Education

The Strange Case of Professor Veldhuis

Another adjunct loses his job for no reason—this time in the middle of the semester.

Stefan Veldhuis and his children.
Stefan Veldhuis and his children

Courtesy of Stefan Veldhuis

Stefan Veldhuis, a devoutly Christian single father of two and a popular adjunct professor of political science at Chaffey College (a two-year public institution in Southern California), received an unexpected phone call on Nov. 27. He was dismissed, as of that moment, with less than a month left in the semester. No reason was given for his termination. His institutional email account was cut off immediately; he was not allowed back on the property. He has no way of contacting the students he has been working with for over two months—not to say goodbye, not even to update them on their grades.

The bare-bones version of the story of Veldhuis’ dismissal, as first reported in Inside Higher Ed, goes like this: This spring, Veldhuis filed a complaint about another employee to Chaffey human resources, accusing her of engaging in sexual acts with a former staff member on campus (including in a classroom). (Veldhuis told me his strict moral code led him to file the report, though it’s worth noting he had personal reasons to be upset at the employee as well.) Nothing resulted from his complaint, but several months later, Chaffey investigated whether Veldhuis had had a sexual relationship with a former student named Erin Burson.

Burson, who in emails readily acknowledges a platonic friendship with Veldhuis based on their attendance at the same evangelical church, complained about the investigation to HR, and an appointment was made for her to appear in person at Chaffey to clear both her name and Veldhuis’. The administration canceled their meeting hours before she was supposed to come in on Nov. 27—and the same day, Veldhuis was axed. (The head of HR at Chaffey did not respond to several requests for comment.)

The details of the accusations and counteraccusations are confusing, and it’s not at all clear what the whole story is.
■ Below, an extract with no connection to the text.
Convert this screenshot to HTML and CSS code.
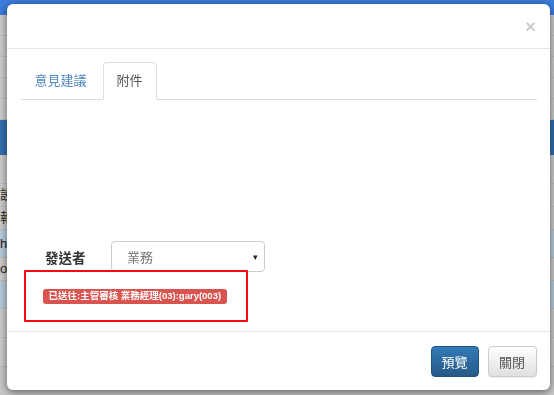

Which is kind of the point. What matters is that Veldhuis’ dismissal happened absent any official institutional proceedings brought against him and emphasizes a grim truth about higher education in the United States.

You might think that university professors, with their precious tenure, are difficult to fire—but of course, most professors are untenured, so in reality, it is extraordinarily easy to dismiss the vast majority of U.S. college instructors, without warning, without severance, and without recourse to due process. The saga of Stefan Veldhuis points out how tenuous the livelihood of adjunct professors really is—no matter how good they are, or how much their students love them, it’s often easier to dump adjuncts (even midsemester) than it is to address their issues fairly.
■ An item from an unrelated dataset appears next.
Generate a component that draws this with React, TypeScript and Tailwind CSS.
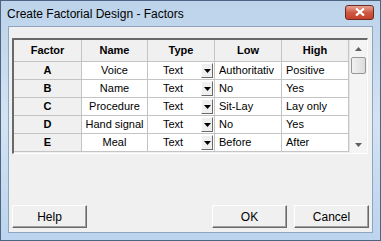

Now, Veldhuis says, with his primary source of income gone, he’s down to the two remaining courses he teaches at another school (like many adjuncts, he normally juggles five courses per semester at different institutions to cobble together solvency). He is receiving assistance from his church and applying for unemployment benefits; he hopes he and his children won’t be “homeless for Christmas.”

What does Veldhuis’ dismissal have to bear on the rest of our country’s higher education culture? Plenty. Again, no charges of any sort were filed against Veldhuis. He received no reprimand, was invited to no hearing. It’s hard to imagine that it was truly necessary for Chaffey to can him in the middle of the semester. And yet, because he was an adjunct, they could, and they did. That should send a chill down the already-frigid spine of every nontenured faculty member in America—and the people who depend on them for food and shelter.

When Americans think of college professors, they often think of people who can’t be fired even if they deserve it. But this could not be further from the truth. More than 75 percent of college instructors in the United States work off the tenure track, and most of these “contingent” employees are adjuncts on semester-long contracts like Veldhuis. (And like me.) The vast majority of adjuncts are “at-will” workers, with no organization to represent them. Their contracts do not afford them due process, even if they are accused of something absurd.

So what? American employees get fired and escorted out by security all the time. Welcome to the real world, intellectuals. But perhaps we forget that even though today most professors never have a chance of making tenure, tenure was invented with the best possible intentions: to protect the intellectual freedom of academics so that they couldn’t get fired just for disagreeing with the university president, or the actual president, or even committing—or not committing—some sexual indiscretion.

That’s not an idle concern, because these days untenured professors can get canned for any old reason—and they are. They’re fired when their twerpy little Tea Party students post misleadingly edited videos to Breitbart; or when they complain about the administration’s placement of religious symbols on a public university building; or when they hurt the feelings of a cheater; or when they talk frankly about gun violence. Veldhuis’ case is particularly egregious, because he was fired while his classes were still in session. We cannot let this become a trend: Losing a professor midcourse disrupts students’ learning process—and, no small matter with today’s letter-obsessed kiddies, it jeopardizes their grades.

You think tenure’s a relic and want to do away with it? Fine. That’s happening already, faster than you can even know. But terminating professors midsemester with no reason and no due process is abhorrent, and there must be protections in place—yes, from a union or adjunct faculty association, someone who will advocate on behalf of the contingent. Every worker, every human, deserves humane working conditions and a stated reason for abrupt termination. Someone has to fight on behalf of Stefan Veldhuis, and every other adjunct in the line of fire.